The niqab, says leading feminist philosopher Elizabeth Badinter "is totally contrary to the three principles of the French Republic".
Those principles - liberty, equality, fraternity - can be seen written or carved on the front of every French town hall.
By hiding your face, Mrs Badinter explains as she sips a small black coffee in her elegant apartment in Paris, you breach the principle of equality.
"She who hides her face is in a position superior to mine," she says. "She sees me but she refuses to reciprocate."
Then there is the strongly guarded idea of secularism in France, the absolute separation of religion and the state rooted in the 1789 revolution and enshrined in a century-old law.
"You can have whatever religion you wish," says Mrs Badinter, "but it stays in the private sphere."
The problem is that some French Muslims see that not only as a way of dismissing their religion but also of ignoring their presence in France.
'Freedom of conscience'
The city suburbs with high populations of Muslims of North African descent have unemployment rates far above the national average. Educational achievement is generally lower in those areas and poverty is a real problem.

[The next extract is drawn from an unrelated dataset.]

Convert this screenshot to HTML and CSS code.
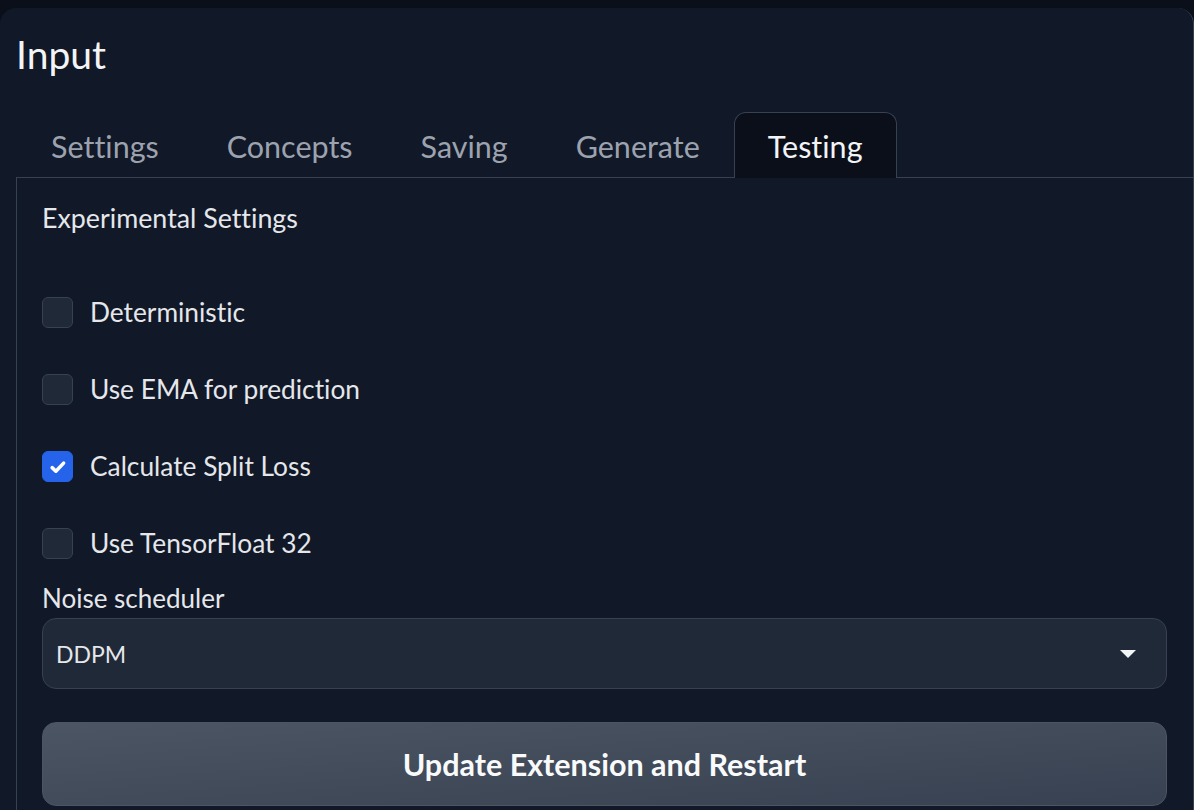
FILE: index.html
```html
<!DOCTYPE html>
<html lang="en">
<head>
    <meta charset="UTF-8">
    <meta name="viewport" content="width=device-width, initial-scale=1.0">
    <title>Input</title>
    <link rel="stylesheet" href="styles.css">
</head>
<body>
    <div class="panel">
        <h1 class="title">Input</h1>
        <div class="tabs">
            <button class="tab">Settings</button>
            <button class="tab">Concepts</button>
            <button class="tab">Saving</button>
            <button class="tab">Generate</button>
            <button class="tab active">Testing</button>
        </div>
        <div class="tab-body">
            <div class="section-title">Experimental Settings</div>
            <div class="checks">
                <label class="check"><span class="box"></span>Deterministic</label>
                <label class="check"><span class="box"></span>Use EMA for prediction</label>
                <label class="check"><span class="box checked">
                    <svg width="20" height="20" viewBox="0 0 16 16"><path d="M3.3 8.5l3 2.9 6.2-6.5" fill="none" stroke="#fff" stroke-width="2.8" stroke-linecap="round" stroke-linejoin="round"/></svg>
                </span>Calculate Split Loss</label>
                <label class="check"><span class="box"></span>Use TensorFloat 32</label>
            </div>
            <div class="field-label">Noise scheduler</div>
            <div class="dropdown">
                <span>DDPM</span>
                <span class="caret"></span>
            </div>
            <button class="update">Update Extension and Restart</button>
        </div>
    </div>
</body>
</html>
```

FILE: styles.css
```css
body {
    margin: 0;
    background: #0b0f19;
    font-family: "Lato", "Noto Sans", sans-serif;
    font-variant-ligatures: none;
    color: #e5e7eb;
    height: 810px;
    overflow: hidden;
}
.panel {
    margin-top: 8px;
    background: #111827;
    border-radius: 16px 16px 0 0;
    border-right: 1px solid #374151;
    height: 802px;
    padding-left: 16px;
}
.title {
    margin: 0;
    padding: 26px 0 0 0;
    font-size: 39px;
    font-weight: 400;
    line-height: 40px;
    color: #f3f4f6;
}
.tabs {
    display: flex;
    margin-top: 38px;
    padding-left: 1px;
}
.tab {
    font-family: inherit;
    font-variant-ligatures: none;
    font-size: 30.5px;
    color: #9ca3af;
    background: none;
    border: 1px solid transparent;
    border-bottom: none;
    padding: 0 33px;
    height: 66px;
    border-radius: 12px 12px 0 0;
    margin-bottom: -1px;
}
.tab.active {
    background: #0b0f19;
    border-color: #374151;
    color: #f3f4f6;
}
.tab-body {
    border: 1px solid #374151;
    border-right: none;
    border-bottom: none;
    padding: 24px 26px 0 25px;
    height: 640px;
}
.section-title {
    font-size: 26.8px;
    line-height: 32px;
}
.checks {
    display: flex;
    flex-direction: column;
    gap: 46px;
    margin-top: 63px;
}
.check {
    display: flex;
    align-items: center;
    gap: 17px;
    font-size: 26.3px;
    line-height: 31px;
}
.box {
    width: 29px;
    height: 29px;
    border: 1px solid #374151;
    background: #1f2937;
    border-radius: 6px;
    display: flex;
    align-items: center;
    justify-content: center;
}
.box.checked {
    background: #2563eb;
    border-color: #2563eb;
}
.field-label {
    font-size: 26px;
    line-height: 30px;
    margin-top: 24px;
}
.dropdown {
    margin-top: 5px;
    height: 69px;
    border: 1px solid #374151;
    background: #1f2937;
    border-radius: 14px;
    display: flex;
    align-items: center;
    justify-content: space-between;
    padding: 0 30px 0 13px;
    font-size: 23px;
}
.caret {
    width: 0;
    height: 0;
    border-left: 8px solid transparent;
    border-right: 8px solid transparent;
    border-top: 8px solid #f3f4f6;
}
.update {
    margin-top: 33px;
    width: 100%;
    height: 84px;
    border: 1px solid #4b5563;
    border-radius: 14px;
    background: linear-gradient(to bottom right, #4b5563, #374151);
    color: #f9fafb;
    font-family: inherit;
    font-size: 30.5px;
    font-weight: 700;
}
```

For the foreigners who come to France, according to Kenza Drider, "it's not that they don't want to integrate, it's that the state doesn't want to integrate them - there's a big difference".
She, like many Muslims, accuses the government of failing to address the social and economic problems the newcomers face.
And she has a message for the members of parliament who want to stop her wearing her veil in certain public places. She will not comply.
"The MPs who talk about liberty, equality and fraternity don't really understand the French Republic," she says back at her apartment in Avignon where, with only family and other women present, she removes the niqab and sets about making dinner for her children.
"Liberty means freedom of conscience, of expression," she says. "Equality means not judging the foreigner and fraternity means the support of French people for a French citizen."
Her words are a sign of the growing challenge to the long established values and principles of France as more and more Muslims put down roots in the country. The niqab is only the visible indication of a struggle to define what it means to be French.